The Ashridge Collection
Ashridge is the most lightweight of the three, by design.
It’s a free, printable collection I put together with tired teachers in mind, especially those crawling toward the end of a long school year. That said, it works for anyone of any age who enjoys a good mystery and a little gothic atmosphere.
Set in a fictional boarding school tucked away in the English countryside, the documents include fire reports, school notices, letters home, detention slips, diary fragments, and a curious pattern of disappearances. One student sees shadows in the mirror. Another woke to fire alarms at exactly 2:04 a.m. And somewhere in the background, something keeps wandering the corridors.

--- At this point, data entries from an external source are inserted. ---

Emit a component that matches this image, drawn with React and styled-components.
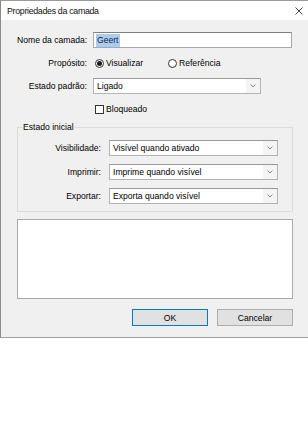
import styled, { createGlobalStyle } from 'styled-components';

const GlobalStyle = createGlobalStyle`
  html, body {
    margin: 0;
    padding: 0;
    background: #ffffff;
    overflow: hidden;
  }
  * {
    box-sizing: border-box;
  }
`;

const Window = styled.div`
  width: 100%;
  background: #f0f0f0;
  border-top: 1px solid #9a9a9a;
  border-left: 1px solid #8a8a8a;
  border-bottom: 1px solid #a0a0a0;
  box-shadow: 0 2px 4px rgba(0, 0, 0, 0.18);
  font-family: "Liberation Sans", Arial, sans-serif;
  font-size: 8.6px;
  color: #000;
`;

const TitleBar = styled.div`
  height: 19px;
  background: #ffffff;
  display: flex;
  align-items: center;
  justify-content: space-between;
  padding: 0 4px 0 6px;
`;

const Title = styled.span`
  font-size: 8.8px;
  letter-spacing: -0.3px;
  color: #111;
`;

const CloseIcon = styled.svg`
  width: 8px;
  height: 8px;
  margin-right: 1px;
`;

const Body = styled.div`
  padding: 12px 15px 11px 16px;
`;

const TopForm = styled.div`
  display: grid;
  grid-template-columns: 70px 1fr;
  grid-auto-rows: 16px;
  column-gap: 6px;
  row-gap: 7px;
  align-items: center;
`;

const Label = styled.label`
  text-align: right;
  white-space: nowrap;
  line-height: 16px;
`;

const TextInput = styled.div`
  width: 199px;
  height: 16px;
  background: #fff;
  border: 1px solid #a8a8a8;
  border-top-color: #7f7f7f;
  display: flex;
  align-items: center;
  padding-left: 2px;
`;

const Selected = styled.span`
  background: #a9cdef;
  color: #0f2547;
  line-height: 13px;
  padding: 0 1px;
`;

const Combo = styled.div`
  width: ${({ width }) => width};
  height: 16px;
  background: #fff;
  border: 1px solid #b4b4b4;
  border-top-color: #9a9a9a;
  display: flex;
  align-items: stretch;
`;

const ComboText = styled.span`
  flex: 1;
  line-height: 14px;
  padding-left: 3px;
  white-space: nowrap;
  overflow: hidden;
`;

const ComboButton = styled.span`
  width: 14px;
  background: #f4f4f4;
  display: flex;
  align-items: center;
  justify-content: center;
`;

const RadioRow = styled.div`
  display: flex;
  align-items: center;
  padding-left: 2px;
`;

const RadioOption = styled.span`
  display: flex;
  align-items: center;
  gap: 2px;
  width: ${({ width }) => width || 'auto'};
`;

const RadioCircle = styled.span`
  width: 9px;
  height: 9px;
  border-radius: 50%;
  border: 1px solid #333;
  background: #fff;
  display: flex;
  align-items: center;
  justify-content: center;

  &::after {
    content: '';
    width: 5px;
    height: 5px;
    border-radius: 50%;
    background: ${({ checked }) => (checked ? '#1a1a1a' : 'transparent')};
  }
`;

const CheckRow = styled.div`
  grid-column: 2;
  display: flex;
  align-items: center;
  gap: 2px;
  padding-left: 2px;
`;

const CheckBox = styled.span`
  width: 9px;
  height: 9px;
  border: 1px solid #333;
  background: #fff;
`;

const Group = styled.fieldset`
  margin: 5px 0 0;
  padding: 8px 14px 7px 0;
  border: 1px solid #dcdcdc;
  min-width: 0;
`;

const Legend = styled.legend`
  margin-left: 4px;
  padding: 0 1px;
  line-height: 10px;
`;

const GroupForm = styled.div`
  display: grid;
  grid-template-columns: 83px 1fr;
  grid-auto-rows: 16px;
  column-gap: 8px;
  row-gap: 8px;
  align-items: center;
`;

const ListBox = styled.div`
  margin-top: 7px;
  height: 80px;
  background: #fff;
  border: 1px solid #a9a9a9;
`;

const ButtonRow = styled.div`
  margin-top: 10px;
  display: flex;
  justify-content: flex-end;
  gap: 9px;
`;

const Button = styled.button`
  width: 76px;
  height: 17px;
  padding: 0;
  font-family: inherit;
  font-size: 8.6px;
  color: #000;
  background: #e1e1e1;
  border: 1px solid ${({ primary }) => (primary ? '#0078d7' : '#adadad')};
`;

function Chevron() {
  return (
    <svg width="6" height="4" viewBox="0 0 6 4">
      <path d="M0.5 0.5 L3 3 L5.5 0.5" fill="none" stroke="#777" strokeWidth="0.9" />
    </svg>
  );
}

function ComboBox({ value, width }) {
  return (
    <Combo width={width}>
      <ComboText>{value}</ComboText>
      <ComboButton>
        <Chevron />
      </ComboButton>
    </Combo>
  );
}

export default function App() {
  return (
    <>
      <GlobalStyle />
      <Window>
        <TitleBar>
          <Title>Propriedades da camada</Title>
          <CloseIcon viewBox="0 0 8 8">
            <path d="M0.5 0.5 L7.5 7.5 M7.5 0.5 L0.5 7.5" stroke="#333" strokeWidth="0.9" />
          </CloseIcon>
        </TitleBar>
        <Body>
          <TopForm>
            <Label>Nome da camada:</Label>
            <TextInput>
              <Selected>Geert</Selected>
            </TextInput>

            <Label>Propósito:</Label>
            <RadioRow>
              <RadioOption width="73px">
                <RadioCircle checked />
                Visualizar
              </RadioOption>
              <RadioOption>
                <RadioCircle />
                Referência
              </RadioOption>
            </RadioRow>

            <Label>Estado padrão:</Label>
            <ComboBox value="Ligado" width="168px" />

            <CheckRow>
              <CheckBox />
              Bloqueado
            </CheckRow>
          </TopForm>

          <Group>
            <Legend>Estado inicial</Legend>
            <GroupForm>
              <Label>Visibilidade:</Label>
              <ComboBox value="Visível quando ativado" width="100%" />
              <Label>Imprimir:</Label>
              <ComboBox value="Imprime quando visível" width="100%" />
              <Label>Exportar:</Label>
              <ComboBox value="Exporta quando visível" width="100%" />
            </GroupForm>
          </Group>

          <ListBox />

          <ButtonRow>
            <Button primary>OK</Button>
            <Button>Cancelar</Button>
          </ButtonRow>
        </Body>
      </Window>
    </>
  );
}
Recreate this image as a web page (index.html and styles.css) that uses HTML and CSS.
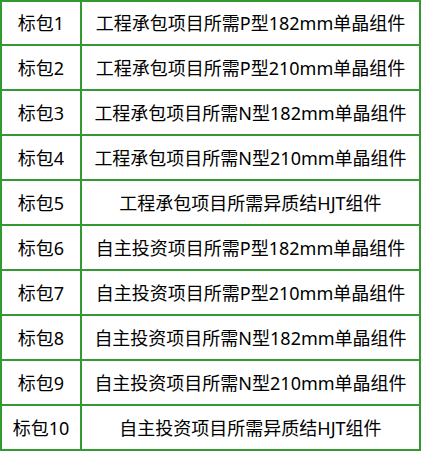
FILE: index.html
```html
<!DOCTYPE html>
<html lang="zh-CN">
<head>
<meta charset="utf-8">
<title>标包</title>
<link rel="stylesheet" href="styles.css">
</head>
<body>
<div class="table">
  <div class="row"><div class="cell c1">标包1</div><div class="cell c2">工程承包项目所需P型182mm单晶组件</div></div>
  <div class="row"><div class="cell c1">标包2</div><div class="cell c2">工程承包项目所需P型210mm单晶组件</div></div>
  <div class="row"><div class="cell c1">标包3</div><div class="cell c2">工程承包项目所需N型182mm单晶组件</div></div>
  <div class="row"><div class="cell c1">标包4</div><div class="cell c2">工程承包项目所需N型210mm单晶组件</div></div>
  <div class="row"><div class="cell c1">标包5</div><div class="cell c2">工程承包项目所需异质结HJT组件</div></div>
  <div class="row"><div class="cell c1">标包6</div><div class="cell c2">自主投资项目所需P型182mm单晶组件</div></div>
  <div class="row"><div class="cell c1">标包7</div><div class="cell c2">自主投资项目所需P型210mm单晶组件</div></div>
  <div class="row"><div class="cell c1">标包8</div><div class="cell c2">自主投资项目所需N型182mm单晶组件</div></div>
  <div class="row"><div class="cell c1">标包9</div><div class="cell c2">自主投资项目所需N型210mm单晶组件</div></div>
  <div class="row"><div class="cell c1">标包10</div><div class="cell c2">自主投资项目所需异质结HJT组件</div></div>
</div>
</body>
</html>
```
FILE: styles.css
```css
html, body {
  margin: 0;
  padding: 0;
  background: #ffffff;
}
.table {
  width: 421px;
  box-sizing: border-box;
  border-top: 2px solid #339933;
  border-left: 2px solid #339933;
  font-family: "Noto Sans", "Noto Sans CJK SC", sans-serif;
  font-size: 18px;
  color: #000000;
}
.row {
  display: grid;
  grid-template-columns: 80px 339px;
  height: 45px;
}
.row:first-child {
  height: 44px;
}
.cell {
  box-sizing: border-box;
  border-right: 2px solid #339933;
  border-bottom: 2px solid #339933;
  display: flex;
  align-items: center;
  justify-content: center;
  white-space: nowrap;
  line-height: 1;
}
```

This one is more contained than Victoriana or Kindling, but it still has that layered, open-ended feel. There’s no correct interpretation, just lots of clues to stitch together. It works well as a one-off mystery lesson, a creative writing warm-up, or a genre study in gothic or horror writing. I’ve seen students use it to spark poetry, podcasts, monologues, and even a mock documentary.
You don’t need weeks of planning. You just print it out, hand it over, and let the questions and writing begin.
◆ Download The Ashridge Collection for free here.
Final Thoughts
What I love most about creative writing boxes is that there’s no single way to use them. They’re immersive, flexible, and designed to meet you where you are, whether you’ve got a perfectly planned unit or just ten minutes left on a Friday afternoon.
They work in classrooms, workshops, libraries, and bedrooms. They work for GCSE students, university writers, and grown-ups who haven’t written creatively in years. Because deep down, most of us still love piecing things together. Still feel a flicker of curiosity when I find an old letter, a torn photo, or a name scratched out on a page.
These boxes are a way back into that feeling.
Whether you're looking to inject energy into your lessons or want to explore new story worlds yourself, there's a box for that, and it doesn’t have to feel like extra work.